Kelima jenis “vaksin†di atas
dapat memberikan kekebalan hati terhadap penyakit-penyakit hati yang tidak
terlihat dari luar. Meski bisa dilaksanakan kapan saja untuk menggunakan vaksin
hati ini, momentum Ramadan merupakan momentum yang pas untuk mengobati hati.

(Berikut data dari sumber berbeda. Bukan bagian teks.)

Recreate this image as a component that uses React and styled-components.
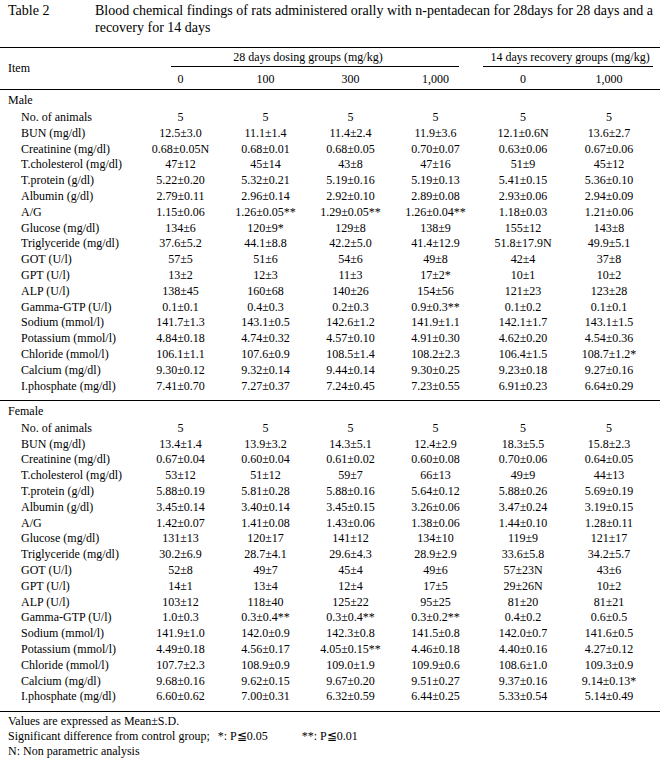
import React from "react";
import styled, { createGlobalStyle } from "styled-components";

const male = [
  ["No. of animals", "5", "5", "5", "5", "5", "5"],
  ["BUN (mg/dl)", "12.5±3.0", "11.1±1.4", "11.4±2.4", "11.9±3.6", "12.1±0.6N", "13.6±2.7"],
  ["Creatinine (mg/dl)", "0.68±0.05N", "0.68±0.01", "0.68±0.05", "0.70±0.07", "0.63±0.06", "0.67±0.06"],
  ["T.cholesterol (mg/dl)", "47±12", "45±14", "43±8", "47±16", "51±9", "45±12"],
  ["T.protein (g/dl)", "5.22±0.20", "5.32±0.21", "5.19±0.16", "5.19±0.13", "5.41±0.15", "5.36±0.10"],
  ["Albumin (g/dl)", "2.79±0.11", "2.96±0.14", "2.92±0.10", "2.89±0.08", "2.93±0.06", "2.94±0.09"],
  ["A/G", "1.15±0.06", "1.26±0.05**", "1.29±0.05**", "1.26±0.04**", "1.18±0.03", "1.21±0.06"],
  ["Glucose (mg/dl)", "134±6", "120±9*", "129±8", "138±9", "155±12", "143±8"],
  ["Triglyceride (mg/dl)", "37.6±5.2", "44.1±8.8", "42.2±5.0", "41.4±12.9", "51.8±17.9N", "49.9±5.1"],
  ["GOT (U/l)", "57±5", "51±6", "54±6", "49±8", "42±4", "37±8"],
  ["GPT (U/l)", "13±2", "12±3", "11±3", "17±2*", "10±1", "10±2"],
  ["ALP (U/l)", "138±45", "160±68", "140±26", "154±56", "121±23", "123±28"],
  ["Gamma-GTP (U/l)", "0.1±0.1", "0.4±0.3", "0.2±0.3", "0.9±0.3**", "0.1±0.2", "0.1±0.1"],
  ["Sodium (mmol/l)", "141.7±1.3", "143.1±0.5", "142.6±1.2", "141.9±1.1", "142.1±1.7", "143.1±1.5"],
  ["Potassium (mmol/l)", "4.84±0.18", "4.74±0.32", "4.57±0.10", "4.91±0.30", "4.62±0.20", "4.54±0.36"],
  ["Chloride (mmol/l)", "106.1±1.1", "107.6±0.9", "108.5±1.4", "108.2±2.3", "106.4±1.5", "108.7±1.2*"],
  ["Calcium (mg/dl)", "9.30±0.12", "9.32±0.14", "9.44±0.14", "9.30±0.25", "9.23±0.18", "9.27±0.16"],
  ["I.phosphate (mg/dl)", "7.41±0.70", "7.27±0.37", "7.24±0.45", "7.23±0.55", "6.91±0.23", "6.64±0.29"],
];

const female = [
  ["No. of animals", "5", "5", "5", "5", "5", "5"],
  ["BUN (mg/dl)", "13.4±1.4", "13.9±3.2", "14.3±5.1", "12.4±2.9", "18.3±5.5", "15.8±2.3"],
  ["Creatinine (mg/dl)", "0.67±0.04", "0.60±0.04", "0.61±0.02", "0.60±0.08", "0.70±0.06", "0.64±0.05"],
  ["T.cholesterol (mg/dl)", "53±12", "51±12", "59±7", "66±13", "49±9", "44±13"],
  ["T.protein (g/dl)", "5.88±0.19", "5.81±0.28", "5.88±0.16", "5.64±0.12", "5.88±0.26", "5.69±0.19"],
  ["Albumin (g/dl)", "3.45±0.14", "3.40±0.14", "3.45±0.15", "3.26±0.06", "3.47±0.24", "3.19±0.15"],
  ["A/G", "1.42±0.07", "1.41±0.08", "1.43±0.06", "1.38±0.06", "1.44±0.10", "1.28±0.11"],
  ["Glucose (mg/dl)", "131±13", "120±17", "141±12", "134±10", "119±9", "121±17"],
  ["Triglyceride (mg/dl)", "30.2±6.9", "28.7±4.1", "29.6±4.3", "28.9±2.9", "33.6±5.8", "34.2±5.7"],
  ["GOT (U/l)", "52±8", "49±7", "45±4", "49±6", "57±23N", "43±6"],
  ["GPT (U/l)", "14±1", "13±4", "12±4", "17±5", "29±26N", "10±2"],
  ["ALP (U/l)", "103±12", "118±40", "125±22", "95±25", "81±20", "81±21"],
  ["Gamma-GTP (U/l)", "1.0±0.3", "0.3±0.4**", "0.3±0.4**", "0.3±0.2**", "0.4±0.2", "0.6±0.5"],
  ["Sodium (mmol/l)", "141.9±1.0", "142.0±0.9", "142.3±0.8", "141.5±0.8", "142.0±0.7", "141.6±0.5"],
  ["Potassium (mmol/l)", "4.49±0.18", "4.56±0.17", "4.05±0.15**", "4.46±0.18", "4.40±0.16", "4.27±0.12"],
  ["Chloride (mmol/l)", "107.7±2.3", "108.9±0.9", "109.0±1.9", "109.9±0.6", "108.6±1.0", "109.3±0.9"],
  ["Calcium (mg/dl)", "9.68±0.16", "9.62±0.15", "9.67±0.20", "9.51±0.27", "9.37±0.16", "9.14±0.13*"],
  ["I.phosphate (mg/dl)", "6.60±0.62", "7.00±0.31", "6.32±0.59", "6.44±0.25", "5.33±0.54", "5.14±0.49"],
];

const GlobalStyle = createGlobalStyle`
  body {
    margin: 0;
    background: #fff;
    color: #000;
    font-family: "Liberation Serif", "Times New Roman", serif;
  }
`;

const Page = styled.div`
  width: 660px;
`;

const Caption = styled.div`
  display: flex;
  padding: 2px 0 0 8px;
  margin-bottom: 11px;
  font-size: 14px;
  line-height: 17px;
`;

const CaptionLabel = styled.div`
  width: 87px;
  flex: none;
`;

const CaptionText = styled.div`
  white-space: nowrap;
`;

const Table = styled.table`
  width: 660px;
  table-layout: fixed;
  border-collapse: collapse;
  font-size: 12px;

  td,
  th {
    padding: 0;
    font-weight: normal;
    white-space: nowrap;
  }
`;

const Head = styled.thead`
  border-top: 1px solid #000;
  border-bottom: 1px solid #000;
`;

const ItemHead = styled.th`
  text-align: left;
  padding-left: 8px !important;
  vertical-align: middle;
`;

const GroupHead = styled.th`
  text-align: center;
  vertical-align: top;
  height: 19px;
  line-height: 15px;
  padding-top: 2px !important;
`;

const GroupLine = styled.div`
  border-top: 1px solid #000;
  margin: 1px ${(p) => p.$right}px 0 ${(p) => p.$left}px;
`;

const DoseCell = styled.th`
  text-align: center;
  height: 20px;
`;

const Section = styled.tbody`
  border-bottom: 1px solid #000;
`;

const SectionLabel = styled.td`
  height: 19px;
  padding-left: 8px !important;
  padding-top: 1px !important;
  text-align: left;
`;

const Row = styled.tr`
  height: 15.8px;
  line-height: 15.8px;
`;

const Label = styled.td`
  padding-left: 21px !important;
`;

const Value = styled.td`
  text-align: center;
`;

const Spacer = styled.tr`
  height: 6px;
`;

const Notes = styled.div`
  padding: 2px 0 0 8px;
  font-size: 12px;
  line-height: 15px;
`;

const NoteLine = styled.div`
  display: flex;
`;

const NoteMark = styled.span`
  margin-left: ${(p) => p.$gap}px;
`;

const GroupSection = ({ title, rows }) => (
  <Section>
    <tr>
      <SectionLabel colSpan={9}>{title}</SectionLabel>
    </tr>
    {rows.map(([label, ...vals]) => (
      <Row key={label}>
        <Label>{label}</Label>
        {vals.slice(0, 4).map((v, i) => (
          <Value key={i}>{v}</Value>
        ))}
        <td />
        {vals.slice(4).map((v, i) => (
          <Value key={i}>{v}</Value>
        ))}
        <td />
      </Row>
    ))}
    <Spacer>
      <td colSpan={9} />
    </Spacer>
  </Section>
);

export default function App() {
  return (
    <Page>
      <GlobalStyle />
      <Caption>
        <CaptionLabel>Table 2</CaptionLabel>
        <CaptionText>
          Blood chemical findings of rats administered orally with n-pentadecan for 28days for 28 days and a
          <br />
          recovery for 14 days
        </CaptionText>
      </Caption>

      <Table>
        <colgroup>
          <col style={{ width: 138 }} />
          <col style={{ width: 85 }} />
          <col style={{ width: 85 }} />
          <col style={{ width: 85 }} />
          <col style={{ width: 85 }} />
          <col style={{ width: 2 }} />
          <col style={{ width: 86 }} />
          <col style={{ width: 86 }} />
          <col style={{ width: 8 }} />
        </colgroup>
        <Head>
          <tr>
            <ItemHead rowSpan={2}>Item</ItemHead>
            <GroupHead colSpan={4}>
              28 days dosing groups (mg/kg)
              <GroupLine $left={33} $right={19} />
            </GroupHead>
            <th />
            <GroupHead colSpan={3}>
              14 days recovery groups (mg/kg)
              <GroupLine $left={3} $right={7} />
            </GroupHead>
          </tr>
          <tr>
            <DoseCell>0</DoseCell>
            <DoseCell>100</DoseCell>
            <DoseCell>300</DoseCell>
            <DoseCell>1,000</DoseCell>
            <th />
            <DoseCell>0</DoseCell>
            <DoseCell>1,000</DoseCell>
            <th />
          </tr>
        </Head>
        <GroupSection title="Male" rows={male} />
        <GroupSection title="Female" rows={female} />
      </Table>

      <Notes>
        <div>Values are expressed as Mean±S.D.</div>
        <NoteLine>
          <span>Significant difference from control group;</span>
          <NoteMark $gap={8}>*: P≦0.05</NoteMark>
          <NoteMark $gap={34}>**: P≦0.01</NoteMark>
        </NoteLine>
        <div>N: Non parametric analysis</div>
      </Notes>
    </Page>
  );
}
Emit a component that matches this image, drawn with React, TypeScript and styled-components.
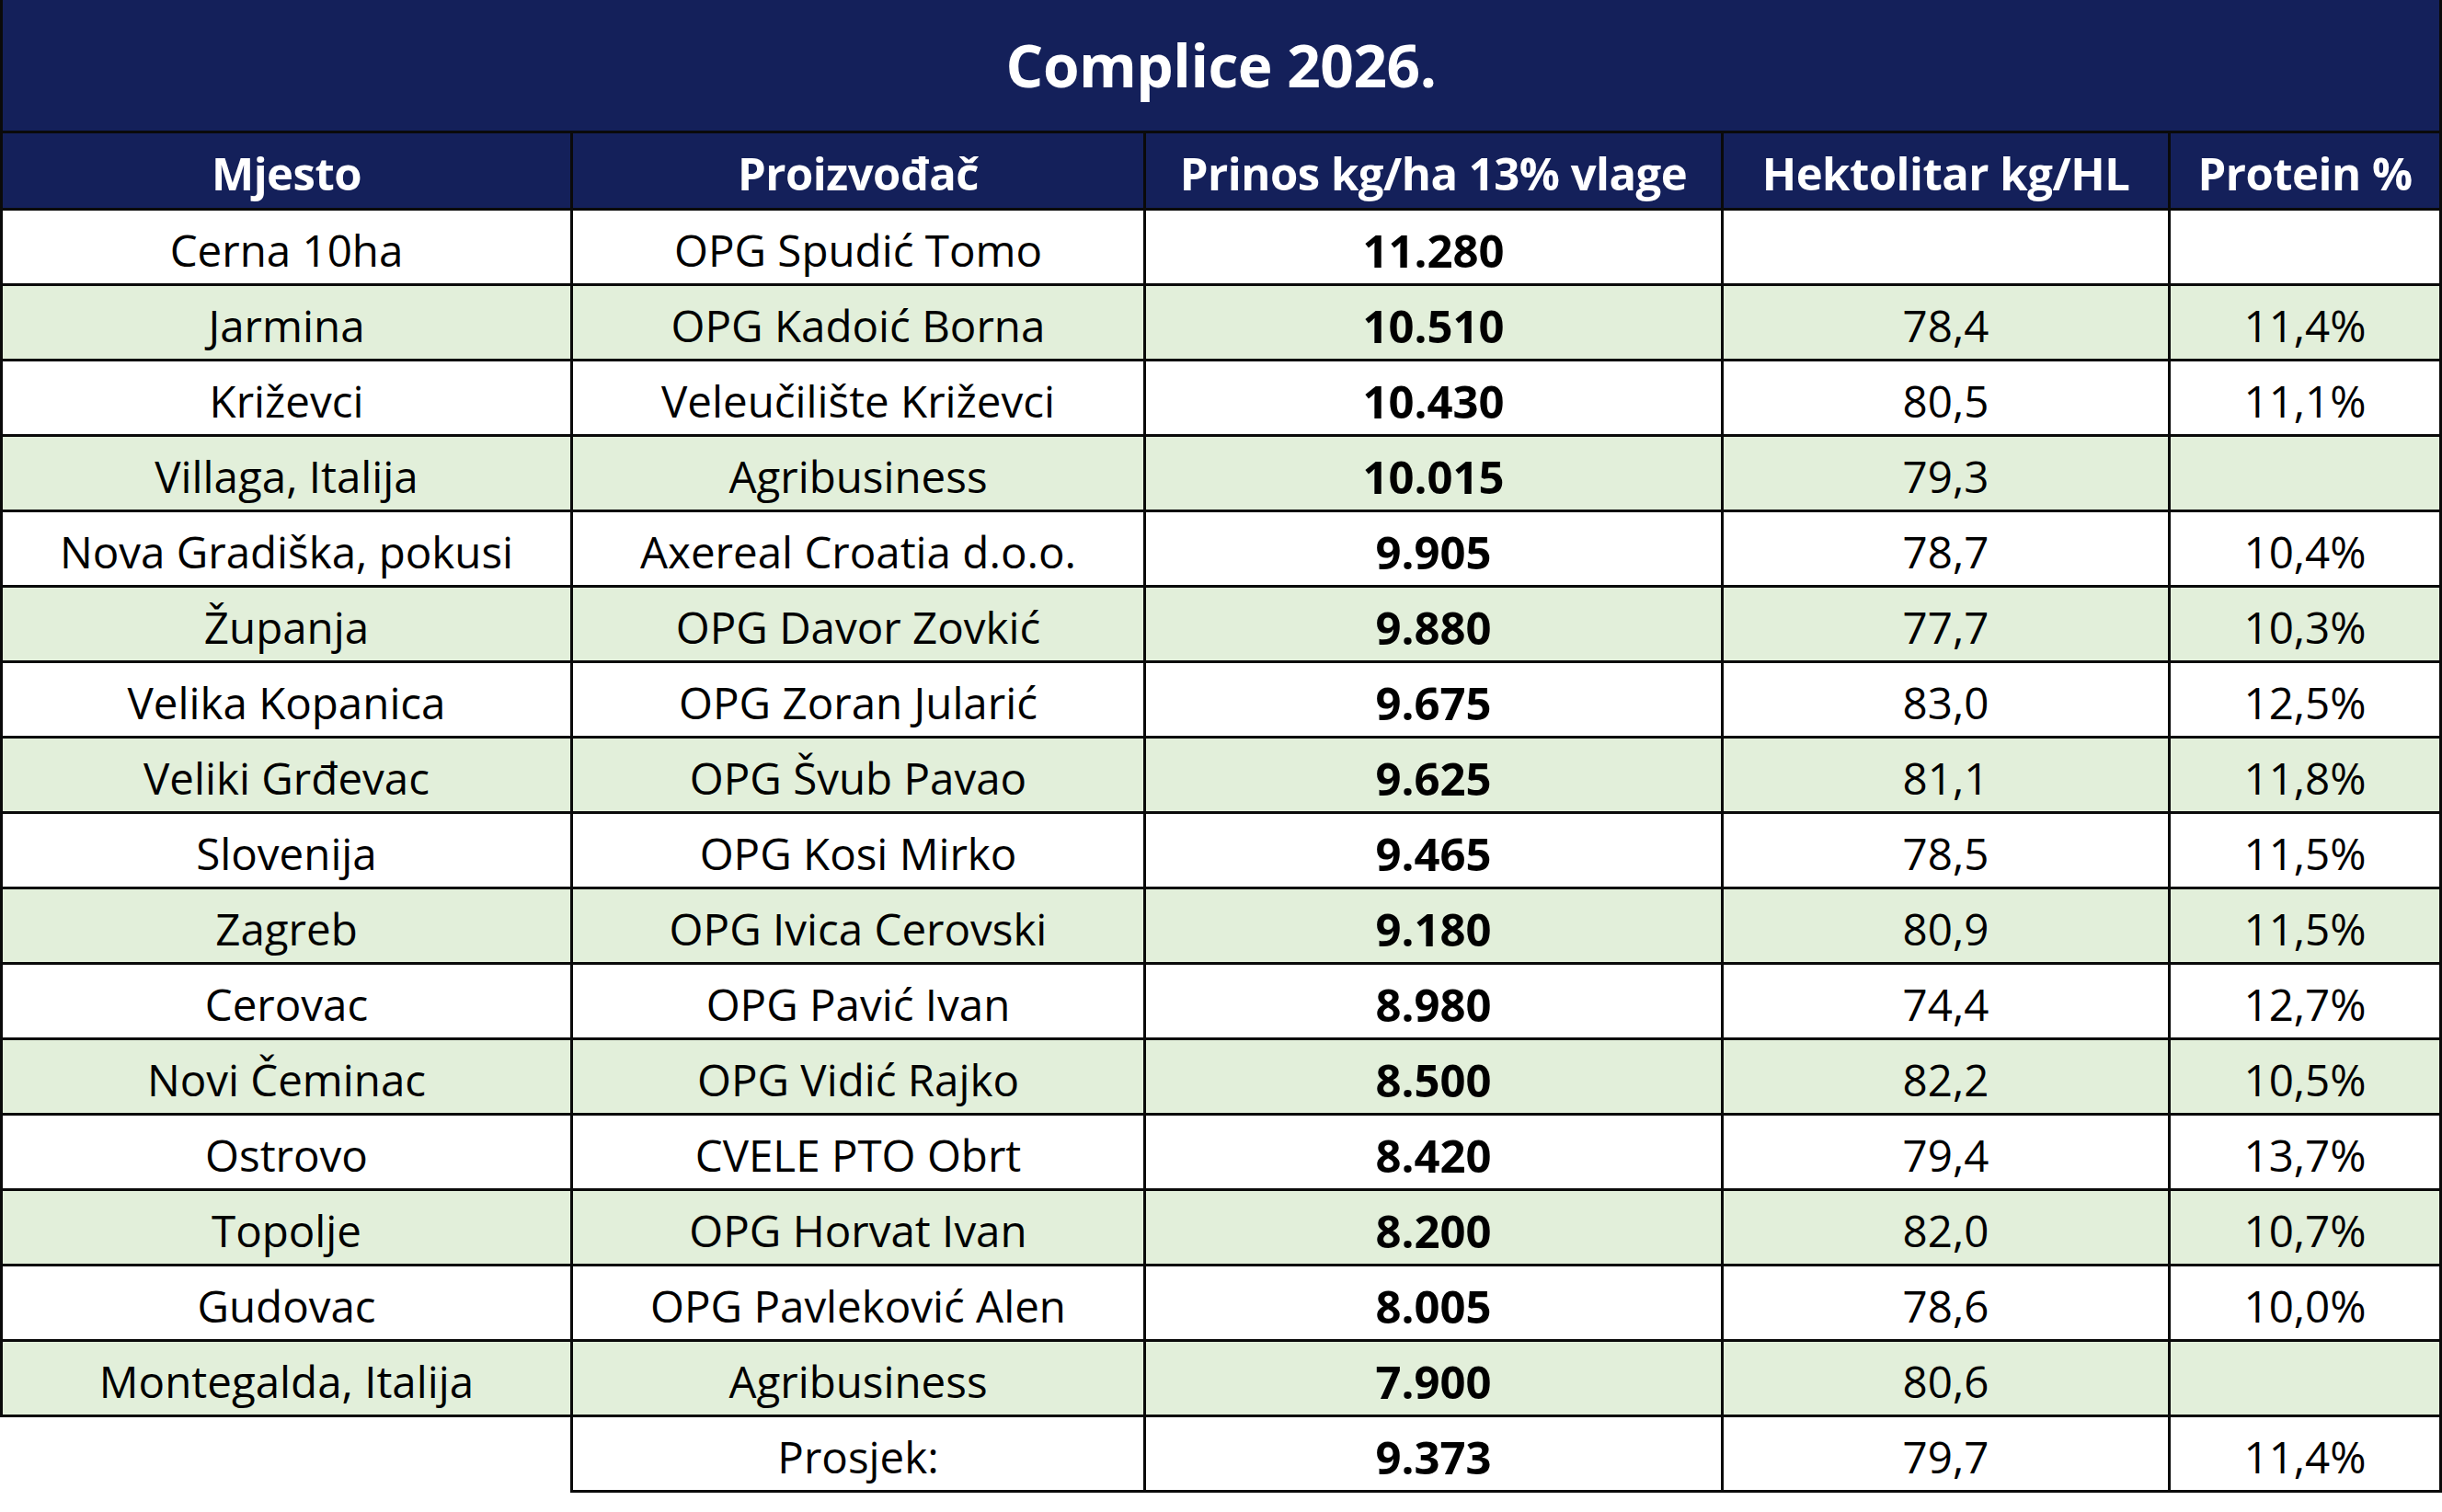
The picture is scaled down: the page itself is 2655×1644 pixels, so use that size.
import React from "react";
import styled, { createGlobalStyle } from "styled-components";

const GlobalStyle = createGlobalStyle`
  html, body {
    margin: 0;
    padding: 0;
    background: #ffffff;
  }
  body {
    font-family: "Open Sans", "Noto Sans", "Liberation Sans", sans-serif;
    color: #000;
  }
`;

const NAVY = "#14205a";
const GREEN = "#e2efda";
const LINE = "3px solid #0a0a0a";

const Table = styled.table`
  border-collapse: collapse;
  table-layout: fixed;
  width: 2652px;
  font-family: "Open Sans", "Noto Sans", "Liberation Sans", sans-serif;
`;

const TitleCell = styled.th`
  background: ${NAVY};
  color: #ffffff;
  height: 139px;
  padding: 0 0 2px;
  font-size: 64px;
  font-weight: 700;
  letter-spacing: -0.5px;
  text-align: center;
  vertical-align: middle;
  border: ${LINE};
  border-top: 1px solid ${NAVY};
`;

const HeadRow = styled.tr`
  height: 84px;
`;

const HeadCell = styled.th`
  background: ${NAVY};
  color: #ffffff;
  font-size: 49px;
  font-weight: 700;
  letter-spacing: -0.5px;
  text-align: center;
  vertical-align: middle;
  padding: 4px 0 0;
  border: ${LINE};
  white-space: nowrap;
`;

const Row = styled.tr<{ $shaded: boolean }>`
  height: 82px;
  background: ${(p) => (p.$shaded ? GREEN : "#ffffff")};
`;

const Cell = styled.td<{ $bold?: boolean; $blank?: boolean }>`
  font-size: ${(p) => (p.$bold ? "49px" : "47.5px")};
  font-weight: ${(p) => (p.$bold ? 700 : 400)};
  text-align: center;
  vertical-align: middle;
  padding: 6px 0 0;
  white-space: nowrap;
  border: ${LINE};
  ${(p) => (p.$blank ? "border-left: none; border-bottom: none; background: #fff;" : "")}
`;

type Entry = [string, string, string, string, string];

const rows: Entry[] = [
  ["Cerna 10ha", "OPG Spudić Tomo", "11.280", "", ""],
  ["Jarmina", "OPG Kadoić Borna", "10.510", "78,4", "11,4%"],
  ["Križevci", "Veleučilište Križevci", "10.430", "80,5", "11,1%"],
  ["Villaga, Italija", "Agribusiness", "10.015", "79,3", ""],
  ["Nova Gradiška, pokusi", "Axereal Croatia d.o.o.", "9.905", "78,7", "10,4%"],
  ["Županja", "OPG Davor Zovkić", "9.880", "77,7", "10,3%"],
  ["Velika Kopanica", "OPG Zoran Jularić", "9.675", "83,0", "12,5%"],
  ["Veliki Grđevac", "OPG Švub Pavao", "9.625", "81,1", "11,8%"],
  ["Slovenija", "OPG Kosi Mirko", "9.465", "78,5", "11,5%"],
  ["Zagreb", "OPG Ivica Cerovski", "9.180", "80,9", "11,5%"],
  ["Cerovac", "OPG Pavić Ivan", "8.980", "74,4", "12,7%"],
  ["Novi Čeminac", "OPG Vidić Rajko", "8.500", "82,2", "10,5%"],
  ["Ostrovo", "CVELE PTO Obrt", "8.420", "79,4", "13,7%"],
  ["Topolje", "OPG Horvat Ivan", "8.200", "82,0", "10,7%"],
  ["Gudovac", "OPG Pavleković Alen", "8.005", "78,6", "10,0%"],
  ["Montegalda, Italija", "Agribusiness", "7.900", "80,6", ""],
];

const widths = [620, 623, 628, 486, 295];

export default function App() {
  return (
    <>
      <GlobalStyle />
      <Table>
        <colgroup>
          {widths.map((w, i) => (
            <col key={i} style={{ width: w }} />
          ))}
        </colgroup>
        <thead>
          <tr>
            <TitleCell colSpan={5}>Complice 2026.</TitleCell>
          </tr>
          <HeadRow>
            <HeadCell>Mjesto</HeadCell>
            <HeadCell>Proizvođač</HeadCell>
            <HeadCell>Prinos kg/ha 13% vlage</HeadCell>
            <HeadCell>Hektolitar kg/HL</HeadCell>
            <HeadCell>Protein %</HeadCell>
          </HeadRow>
        </thead>
        <tbody>
          {rows.map((r, i) => (
            <Row key={i} $shaded={i % 2 === 1}>
              <Cell>{r[0]}</Cell>
              <Cell>{r[1]}</Cell>
              <Cell $bold>{r[2]}</Cell>
              <Cell>{r[3]}</Cell>
              <Cell>{r[4]}</Cell>
            </Row>
          ))}
          <Row $shaded={false}>
            <Cell $blank />
            <Cell>Prosjek:</Cell>
            <Cell $bold>9.373</Cell>
            <Cell>79,7</Cell>
            <Cell>11,4%</Cell>
          </Row>
        </tbody>
      </Table>
    </>
  );
}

Sebab, Allah banyak memberikan kemudahan dan fasilitas untuk bisa
mewujudkannya.
Di belenggunya setan, ganjaran
pahala yang berlipat ganda, dan serta fasilitas lain yang hanya ada pada
Ramadan menjadikan resep yang diberikan Al-Malibary harusnya lebih mudah
dilaksanakan. Membaca Al-Qur’an biasanya menjadi hal yang lebih mudah dilakukan
saat Ramadan. Sebab, ibadah ini dicontohkan langsung oleh Rasul ketika Ramadan.
Rasul makin giat membaca
Al-Qur’an saat Ramadan melebihi bulan-bulan lain. Karena itu, lazim ditemukan
banyak kaum muslim membaca Al-Quran selama Ramadan dengan target-target
tertentu.
Demikian pula dengan menahan
lapar atau berpuasa yang memang menjadi kewajiban dan ibadah utama pada Ramadan.
Tentu akan dilaksanakan secara penuh para pencari obat penyakit hati. Puasa
bisa membersihkan jiwa, mengendalikan nafsu dari kecenderungan melakukan
perbuatan buruk, dan melatih kesabaran.
Obat salat malam dan memperbanyak
zikir pada malam hari bisa dilaksanakan secara intensif selama Ramadan. Malam
hari, terutama sepertiga terakhir malam menjadi waktu utama untuk mendekatkan
diri kepada Allah. Kedekatan itu akan mendatangkan efek mencintai Allah dan
tidak takut terhadap apapun kecuali Allah. Kecintaan seperti itu melahirkan
ketaatan untuk menjalankan perintah dan meninggalkan larangan Dzat yang
dicintainya.
Suntikan terakhir yang dimasukkan
adalah bergaul dengan orang-orang saleh. Manusia sering dipengaruhi oleh faktor
lingkungan yang ada di sekitarnya. Tidak salah ada pepatah mengatakan, jika
tidak ingin basah jangan main air dan jika tidak ingin terbakar jangan main
api.
Dalam konteks memperbaiki diri,
bergaul dengan orang-orang baik merupakan upaya memaksimalkan potensi menjadi
orang baik. Pergaulan terus-menerus dengan orang baik akan memberikan efek
tertular menjadi baik. Ramadan adalah momentum terbaik untuk selalu berkumpul
dengan orang-orang baik karena ketersediaan waktu yang lebih banyak
dibandingkan bulan-bulan lain.
Moga-moga kita semua dapat
mengobati hati pada Ramadan yang sebentar lagi datang dan mengabadikan
kesehatannya di bulan-bulan berikutnya setelah Ramadan. Amin.